There's a seamless nationwide network of biodiesel out there? If not, then chances are this car will be running on dirty, conventional diesel all the time.

Well, you have to start somewhere. It's also a start on an emission EPA is not allowed to regulate, so won't appear on any Bin or Tier classification.

t

Joseph. Assuming 12,000 miles per year, the Accord hybrid saves 72 gallons. The hybrid has a combined 28 mpg, while the nonhybrid has a combined 24 mpg. This doesn't even consider the 4 cyliner where the savings are slightly less than zero to slightly more than zero depending upon whether the comparison is manual or automatic.

The Accord Hybrid is not off to a good start this year. It sold 351 in January and 783 in February. This is after the new tax credit kicked in. You really don't think Honda would agree with me that the sales are dismal? Do you really believe these numbers are in line with estimates?
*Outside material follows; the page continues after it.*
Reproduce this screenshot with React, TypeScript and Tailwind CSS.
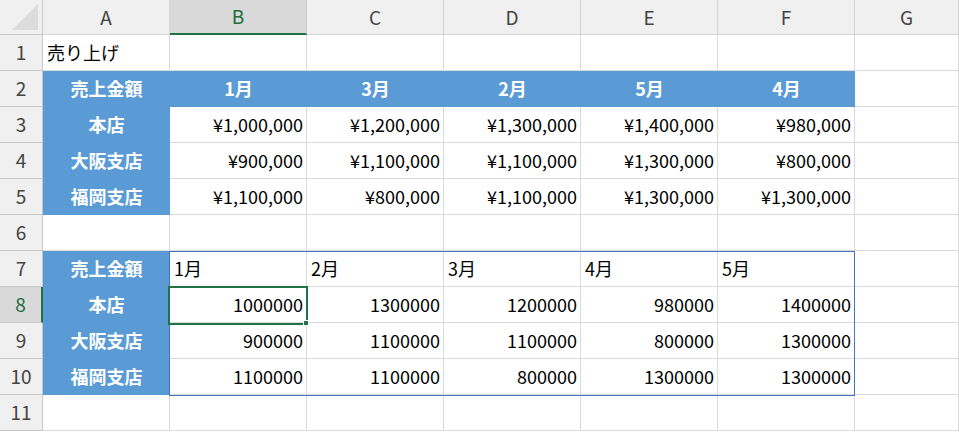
import React from "react";

const cols = ["A", "B", "C", "D", "E", "F", "G"];
type C = { t: string; h?: boolean; a?: "l" | "c" | "r" };
const H = (t: string): C => ({ t, h: true, a: "c" });
const R = (t: string): C => ({ t, a: "r" });
const L = (t: string): C => ({ t, a: "l" });
const E: C = { t: "" };

const rows: C[][] = [
  [L("売り上げ"), E, E, E, E, E, E],
  [H("売上金額"), H("1月"), H("3月"), H("2月"), H("5月"), H("4月"), E],
  [H("本店"), R("¥1,000,000"), R("¥1,200,000"), R("¥1,300,000"), R("¥1,400,000"), R("¥980,000"), E],
  [H("大阪支店"), R("¥900,000"), R("¥1,100,000"), R("¥1,100,000"), R("¥1,300,000"), R("¥800,000"), E],
  [H("福岡支店"), R("¥1,100,000"), R("¥800,000"), R("¥1,100,000"), R("¥1,300,000"), R("¥1,300,000"), E],
  [E, E, E, E, E, E, E],
  [H("売上金額"), L("1月"), L("2月"), L("3月"), L("4月"), L("5月"), E],
  [H("本店"), R("1000000"), R("1300000"), R("1200000"), R("980000"), R("1400000"), E],
  [H("大阪支店"), R("900000"), R("1100000"), R("1100000"), R("800000"), R("1300000"), E],
  [H("福岡支店"), R("1100000"), R("1100000"), R("800000"), R("1300000"), R("1300000"), E],
  [E, E, E, E, E, E, E],
];

export default function App() {
  return (
    <div
      className="relative w-[959px] h-[432px] overflow-hidden bg-white text-[18px] text-black"
      style={{ fontFamily: '"Noto Sans CJK JP", "Noto Sans", sans-serif' }}
    >
      <div className="grid grid-cols-[43px_127px_137px_137px_137px_137px_137px_1fr] grid-rows-[35px_repeat(11,36px)]">
        <div className="bg-[#f0f0f0] border-r border-b border-[#c8c8c8] relative">
          <div className="absolute right-[4px] bottom-[4px] w-0 h-0 border-l-[26px] border-l-transparent border-b-[26px] border-b-[#dcdcdc]" />
        </div>
        {cols.map((c) => (
          <div
            key={c}
            className={
              c === "B"
                ? "flex items-center justify-center bg-[#d9d9d9] border-r border-[#c8c8c8] border-b-2 border-b-[#217346] text-[#1e6b3f] text-[19px]"
                : "flex items-center justify-center bg-[#f0f0f0] border-r border-b border-[#d4d4d4] text-[#444] text-[19px]"
            }
          >
            {c}
          </div>
        ))}
        {rows.map((r, i) => (
          <React.Fragment key={i}>
            <div
              className={
                i === 7
                  ? "flex items-center justify-center bg-[#d9d9d9] border-b border-[#c8c8c8] border-r-2 border-r-[#217346] text-[#1e6b3f] text-[19px]"
                  : "flex items-center justify-center bg-[#f0f0f0] border-r border-b border-[#c8c8c8] text-[#444] text-[19px]"
              }
            >
              {i + 1}
            </div>
            {r.map((c, j) => (
              <div
                key={j}
                className={
                  (c.h
                    ? "bg-[#5b9bd5] text-white font-bold border-[#5b9bd5] border-b "
                    : "border-r border-b border-[#dadada] ") +
                  (c.a === "r"
                    ? "flex items-center justify-end pr-[3px]"
                    : c.a === "c"
                    ? "flex items-center justify-center"
                    : "flex items-center pl-[4px]")
                }
              >
                {c.t}
              </div>
            ))}
          </React.Fragment>
        ))}
      </div>
      <div className="absolute left-[169px] top-[251px] w-[686px] h-[145px] border border-[#4472c4] pointer-events-none" />
      <div className="absolute left-[168px] top-[286px] w-[140px] h-[39px] border-2 border-[#217346]" />
      <div className="absolute left-[303px] top-[320px] w-[6px] h-[6px] bg-[#217346] border border-white" />
    </div>
  );
}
A better strategy would have been to offer this in a 4 cyliner or to at least offered in both 4 and 6 cylinder. The industry needs to move to more choices in engine sizes when it comes to hybrids. The market needs to be more thinly sliced to maximize the number of buyers.

As for the Lexus, sorry I wasted so much time discussing this. It's really going to be a relatively meaningless portion of the market. The focus needs to be on the lower to the mid part of the price market. This is where the volume is.

The cars in the high end of the market speak for themselves. If the people in the market had the environment as a high or top priority, they wouldn't be in this market in the first place. Of course, we always have a few pretenders. I will grant, however, that there is often a disconnect between what people say they believe or think they believe and their lifestyle. For some reason, a lot of people have trouble seeing the inconsistency between their consumption habits and their expressed or believed ideals.